**What to produce:** Copy every line that contains the string "TypeScript" from the entries below.

(Dataset items)
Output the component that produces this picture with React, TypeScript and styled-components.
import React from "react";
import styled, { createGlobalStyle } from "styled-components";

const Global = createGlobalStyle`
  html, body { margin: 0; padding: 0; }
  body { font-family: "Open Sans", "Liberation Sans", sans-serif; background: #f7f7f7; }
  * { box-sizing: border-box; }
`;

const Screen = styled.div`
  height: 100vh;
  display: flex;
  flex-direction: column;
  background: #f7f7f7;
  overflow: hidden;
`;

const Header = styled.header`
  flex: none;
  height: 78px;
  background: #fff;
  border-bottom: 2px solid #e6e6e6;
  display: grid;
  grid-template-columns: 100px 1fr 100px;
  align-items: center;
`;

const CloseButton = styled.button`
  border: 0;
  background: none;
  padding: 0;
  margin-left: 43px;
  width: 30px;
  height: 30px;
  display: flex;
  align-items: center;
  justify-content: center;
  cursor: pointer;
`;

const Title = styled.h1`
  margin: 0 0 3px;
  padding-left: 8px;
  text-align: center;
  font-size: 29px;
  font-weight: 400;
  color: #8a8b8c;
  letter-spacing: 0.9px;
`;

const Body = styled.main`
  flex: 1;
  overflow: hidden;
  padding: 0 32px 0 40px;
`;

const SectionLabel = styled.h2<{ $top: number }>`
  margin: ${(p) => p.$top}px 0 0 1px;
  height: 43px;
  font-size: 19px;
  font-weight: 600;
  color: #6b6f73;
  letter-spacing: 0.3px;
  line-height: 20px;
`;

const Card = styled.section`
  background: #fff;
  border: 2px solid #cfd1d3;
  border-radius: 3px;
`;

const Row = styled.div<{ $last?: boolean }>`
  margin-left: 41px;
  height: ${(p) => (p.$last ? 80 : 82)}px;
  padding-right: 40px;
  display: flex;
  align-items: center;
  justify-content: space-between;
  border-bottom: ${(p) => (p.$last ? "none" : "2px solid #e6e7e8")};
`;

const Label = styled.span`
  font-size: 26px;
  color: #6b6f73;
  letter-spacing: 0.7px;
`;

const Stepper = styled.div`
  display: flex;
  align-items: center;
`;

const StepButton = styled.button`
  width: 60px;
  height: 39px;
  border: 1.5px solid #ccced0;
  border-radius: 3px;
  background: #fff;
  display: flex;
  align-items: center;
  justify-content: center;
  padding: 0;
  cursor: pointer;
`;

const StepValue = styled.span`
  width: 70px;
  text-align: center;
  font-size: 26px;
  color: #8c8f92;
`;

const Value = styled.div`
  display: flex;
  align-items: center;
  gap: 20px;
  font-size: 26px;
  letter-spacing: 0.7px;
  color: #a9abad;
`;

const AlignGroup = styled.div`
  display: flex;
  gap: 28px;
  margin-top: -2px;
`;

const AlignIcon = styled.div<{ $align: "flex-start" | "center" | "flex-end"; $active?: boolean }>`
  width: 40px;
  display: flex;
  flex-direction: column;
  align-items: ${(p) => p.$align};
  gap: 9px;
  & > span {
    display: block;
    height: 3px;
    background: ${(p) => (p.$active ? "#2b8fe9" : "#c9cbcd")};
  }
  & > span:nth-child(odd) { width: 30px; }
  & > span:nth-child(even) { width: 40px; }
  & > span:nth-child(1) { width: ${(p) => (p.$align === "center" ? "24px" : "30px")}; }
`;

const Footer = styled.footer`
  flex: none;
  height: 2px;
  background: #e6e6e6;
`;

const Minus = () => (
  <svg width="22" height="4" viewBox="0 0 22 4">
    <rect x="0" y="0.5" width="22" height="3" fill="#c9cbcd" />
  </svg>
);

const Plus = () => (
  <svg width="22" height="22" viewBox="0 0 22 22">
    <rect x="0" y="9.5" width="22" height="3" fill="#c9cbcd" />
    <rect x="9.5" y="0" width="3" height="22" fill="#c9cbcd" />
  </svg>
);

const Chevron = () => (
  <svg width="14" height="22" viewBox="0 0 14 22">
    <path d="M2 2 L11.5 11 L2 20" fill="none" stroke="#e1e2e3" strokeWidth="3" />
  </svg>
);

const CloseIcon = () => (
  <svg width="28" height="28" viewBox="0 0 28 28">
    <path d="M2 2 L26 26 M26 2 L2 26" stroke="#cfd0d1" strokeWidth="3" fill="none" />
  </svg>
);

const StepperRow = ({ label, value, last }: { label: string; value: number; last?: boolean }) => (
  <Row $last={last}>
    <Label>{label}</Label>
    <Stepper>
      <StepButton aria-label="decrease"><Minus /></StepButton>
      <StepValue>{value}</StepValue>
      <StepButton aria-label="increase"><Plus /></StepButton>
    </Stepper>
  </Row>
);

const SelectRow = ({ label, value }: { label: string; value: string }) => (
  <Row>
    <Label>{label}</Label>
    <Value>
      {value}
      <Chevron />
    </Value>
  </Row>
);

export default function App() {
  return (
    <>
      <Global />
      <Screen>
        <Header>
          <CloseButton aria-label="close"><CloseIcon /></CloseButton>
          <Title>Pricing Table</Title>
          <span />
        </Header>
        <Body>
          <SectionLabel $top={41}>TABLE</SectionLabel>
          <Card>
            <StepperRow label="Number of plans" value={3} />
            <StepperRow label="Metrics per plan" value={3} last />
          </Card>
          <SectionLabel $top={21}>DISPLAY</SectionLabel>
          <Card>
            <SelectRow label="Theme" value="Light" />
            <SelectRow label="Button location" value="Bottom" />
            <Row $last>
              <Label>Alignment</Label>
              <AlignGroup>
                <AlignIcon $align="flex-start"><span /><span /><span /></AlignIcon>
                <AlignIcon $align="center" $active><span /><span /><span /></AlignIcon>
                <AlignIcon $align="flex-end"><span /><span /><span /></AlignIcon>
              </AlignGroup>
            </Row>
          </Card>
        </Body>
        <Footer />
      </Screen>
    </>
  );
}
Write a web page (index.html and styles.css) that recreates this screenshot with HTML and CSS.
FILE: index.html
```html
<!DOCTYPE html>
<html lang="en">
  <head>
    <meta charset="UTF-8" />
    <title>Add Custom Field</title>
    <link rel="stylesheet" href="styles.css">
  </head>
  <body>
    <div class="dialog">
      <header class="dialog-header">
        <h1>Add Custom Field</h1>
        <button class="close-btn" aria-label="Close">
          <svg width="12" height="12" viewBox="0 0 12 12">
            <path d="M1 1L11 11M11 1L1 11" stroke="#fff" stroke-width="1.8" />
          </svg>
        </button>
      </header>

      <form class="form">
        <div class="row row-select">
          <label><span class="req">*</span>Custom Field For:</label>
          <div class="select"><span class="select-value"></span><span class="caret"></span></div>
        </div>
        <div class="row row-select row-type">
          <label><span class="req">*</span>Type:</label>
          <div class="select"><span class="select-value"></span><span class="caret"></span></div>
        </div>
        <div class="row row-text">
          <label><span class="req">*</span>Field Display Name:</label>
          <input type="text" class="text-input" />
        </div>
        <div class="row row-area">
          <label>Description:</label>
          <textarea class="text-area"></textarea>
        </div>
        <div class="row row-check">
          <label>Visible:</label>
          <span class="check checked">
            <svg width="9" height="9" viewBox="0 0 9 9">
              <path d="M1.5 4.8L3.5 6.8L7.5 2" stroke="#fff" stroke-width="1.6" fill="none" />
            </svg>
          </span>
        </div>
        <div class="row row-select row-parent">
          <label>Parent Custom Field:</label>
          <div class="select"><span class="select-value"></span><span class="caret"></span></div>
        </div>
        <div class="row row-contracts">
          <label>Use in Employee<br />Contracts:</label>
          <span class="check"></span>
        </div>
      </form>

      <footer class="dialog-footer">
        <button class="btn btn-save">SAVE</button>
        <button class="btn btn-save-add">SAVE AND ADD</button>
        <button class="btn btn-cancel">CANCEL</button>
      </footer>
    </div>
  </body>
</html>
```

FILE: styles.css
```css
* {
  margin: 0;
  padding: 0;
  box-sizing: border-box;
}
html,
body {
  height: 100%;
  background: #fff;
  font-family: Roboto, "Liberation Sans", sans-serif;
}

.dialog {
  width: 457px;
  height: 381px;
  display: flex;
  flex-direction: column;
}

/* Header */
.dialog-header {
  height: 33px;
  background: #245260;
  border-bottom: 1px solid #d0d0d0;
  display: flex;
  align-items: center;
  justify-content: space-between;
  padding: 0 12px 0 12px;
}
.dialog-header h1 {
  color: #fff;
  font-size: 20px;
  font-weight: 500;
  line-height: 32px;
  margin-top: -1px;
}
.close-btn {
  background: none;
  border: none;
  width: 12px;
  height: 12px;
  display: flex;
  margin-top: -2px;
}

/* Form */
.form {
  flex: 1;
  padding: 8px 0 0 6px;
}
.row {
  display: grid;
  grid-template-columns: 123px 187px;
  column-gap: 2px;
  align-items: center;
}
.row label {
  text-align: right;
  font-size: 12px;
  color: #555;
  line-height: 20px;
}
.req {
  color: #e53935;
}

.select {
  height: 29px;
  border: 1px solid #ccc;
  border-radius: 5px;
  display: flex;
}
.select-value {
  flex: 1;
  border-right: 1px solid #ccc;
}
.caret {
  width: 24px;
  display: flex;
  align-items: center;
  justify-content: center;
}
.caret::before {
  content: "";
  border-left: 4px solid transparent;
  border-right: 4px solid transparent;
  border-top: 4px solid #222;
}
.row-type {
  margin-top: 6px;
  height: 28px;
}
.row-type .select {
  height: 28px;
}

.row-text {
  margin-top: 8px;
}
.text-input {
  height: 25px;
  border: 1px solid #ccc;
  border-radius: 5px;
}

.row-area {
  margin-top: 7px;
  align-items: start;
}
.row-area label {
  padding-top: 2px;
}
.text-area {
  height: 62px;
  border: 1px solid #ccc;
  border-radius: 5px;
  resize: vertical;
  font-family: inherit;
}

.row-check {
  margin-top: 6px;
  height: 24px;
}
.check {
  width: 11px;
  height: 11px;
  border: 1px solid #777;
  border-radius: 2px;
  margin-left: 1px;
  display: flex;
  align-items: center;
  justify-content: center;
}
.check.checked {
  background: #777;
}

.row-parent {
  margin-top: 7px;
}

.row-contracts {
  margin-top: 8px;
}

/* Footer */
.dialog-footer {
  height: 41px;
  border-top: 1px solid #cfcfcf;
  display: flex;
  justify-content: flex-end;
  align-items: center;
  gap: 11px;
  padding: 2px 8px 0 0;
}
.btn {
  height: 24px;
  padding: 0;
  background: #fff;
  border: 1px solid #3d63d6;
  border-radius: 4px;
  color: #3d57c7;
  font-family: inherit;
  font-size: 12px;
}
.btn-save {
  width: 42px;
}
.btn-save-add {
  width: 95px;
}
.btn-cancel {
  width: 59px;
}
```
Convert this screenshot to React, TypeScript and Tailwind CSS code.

**Result of this exercise:**
Output the component that produces this picture with React, TypeScript and styled-components.
Convert this screenshot to React, TypeScript and Tailwind CSS code.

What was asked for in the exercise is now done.